I'm Worried My Teen Might Fail School, How Can I Be Proactive?
Not every teenager would do well in school, there are those who get overwhelmed by the difficulties of high school that they feel hopeless about keeping up with schoolwork and their peers. The transitional years, which is moving up from elementary to middle school and middle school to high school, are the most crucial years when children and teens experience the struggles of being in school.
A lot of people are well aware of how increasingly difficult for high school dropouts to be able to have a well-paying job (even a decent one at that) and be guaranteed of a good future. That’s why it’s natural for parents to be concerned whenever their teens might fail in school as their teens can possibly be faced with greater hardships in times of economic instability.
In fact, the EPERC or the Editorial Projects in Education Research Center and Education Week have released a national report that approximately 7,200 students per day in America’s public schools alone have failed to finish high school with a diploma. The decline in the graduation rate is actually very troubling considering that a solid high school education is actually a preparation for a student to enter college and the adult life. This can also be the foundation for a student’s individual success with regards to their social and economic stability.
Common Indicators of Teens Who Are At Risk of Failing School
There are teens who are able to overcome school problems with just minimal assistance from their teachers and parents.

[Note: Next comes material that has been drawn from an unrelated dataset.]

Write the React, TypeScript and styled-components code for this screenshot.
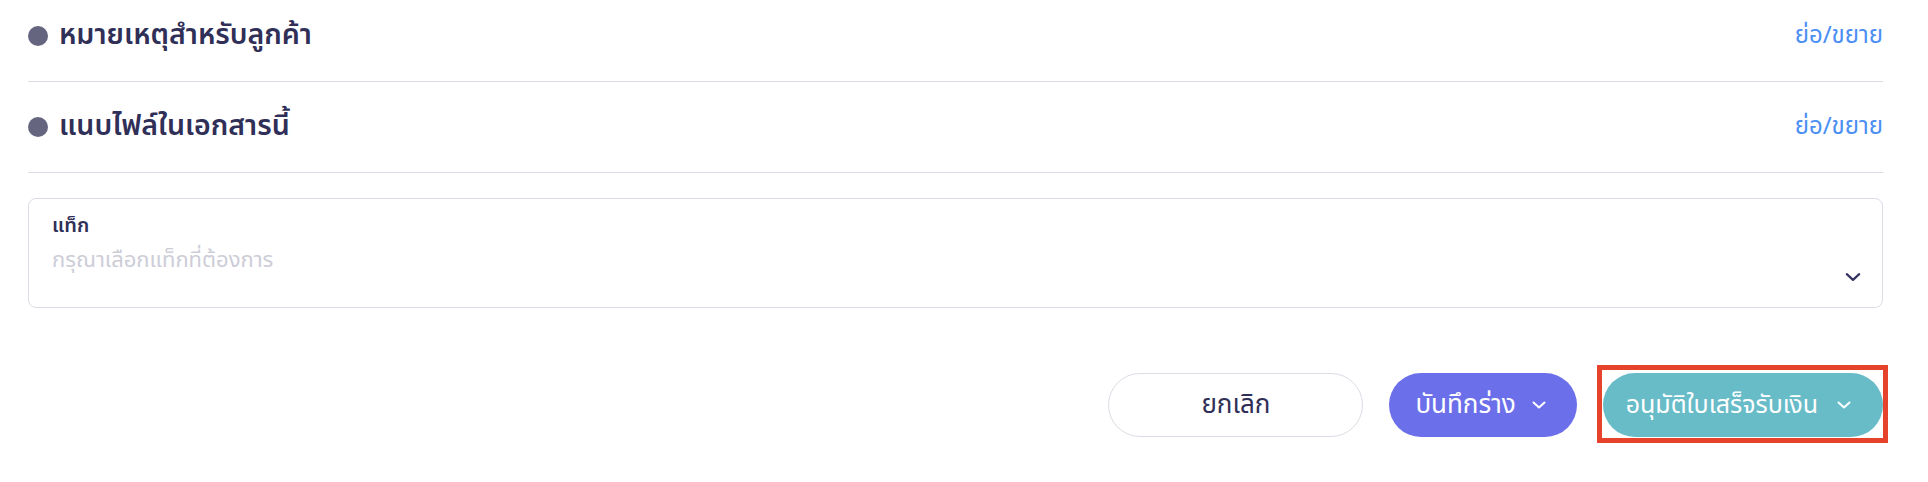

It is sometimes enough for a parent to hear out their teen’s struggles and suggesting them with strategies to cope, supporting them with school work in school and encouraging them more to participate. Although not every teen has that positive outlook especially if they have performed poorly in school and have shown behavior problems for most of their student life.
With the following at risk indicators, parents and teachers can be aware of the persistent problems and provide effective intervention.
- Has attention problems since early childhood with a school history of disruptive or attention issues.
- Is always absent five or more days even without health problems.
- Has been retained in their grade level for a year or more.
- Has consistently received poor grades which are below average or barely average.
- Is often disciplined in school for behavior problems or is showing a sudden change in behavior by withdrawing from the discussions in class.
- Has not been involved in school related activities such as music, sports or other extra curricular activities. This student often lacks connection with their school.
- Lacks the needed self-confidence and often believes that they do not have the ability to succeed and that it’s impossible for them to change the situation.
- The student has minimal goals for the future where they seem to be uninterested about their career options as well as ways to achieve these goals.
How Can You Help Your Teens?
Ideally, parents should show support and compassion to their teens. It is still essential for parents to not just establish reasonable expectations and limitations for their teens but also to make sure they support and believe in their capabilities to succeed. Here are a few tips on how to be proactive when it comes to parenting a teen who might fail school:
- Make an effort to understand and reach out to your teen. Find time to listen to your teen’s problems and fears towards school.
- Encourage your teen to actively participate in school activities.
- Meet with your teen’s teacher and school counselor regularly to know what your teen’s issues are and come up with a support plan to provide the student with a learning environment to help them focus.
- Arrange for a tutor or set up a study group to help your teen cope up with whatever subject they are struggling with.
- Establish a home environment conducive to learning where education is clearly valued. Set up a regular study time for them without any distractions and place the computer where your teen can be easily monitored.
- Guide and encourage your teen to think about possible options for their future career. You may want to search more information regarding courses or careers your teen might be interested in.
- You can arrange for a visit to any local colleges or company for your teen to observe and find interest in. You can also suggest to them about trying to consider an internship or even a part time job relating to their interests as well. But do not permit them to have a regular job that may cut into their study time and extra activities in school.
- Always emphasize the importance of a good study habit, perseverance, and hard work in order to attain a positive result in the end.
It is good to support, guide and encourage your teen with any problems regarding school and other issues. But always remember that you can’t always fix any problem for them. Your teens also need to learn on their own in order to figure out how to solve their own problems. Just always assure them of your love, support, and constant guidance. In time, your teen will be able to get back on their feet, ready to face the challenges of school and student life.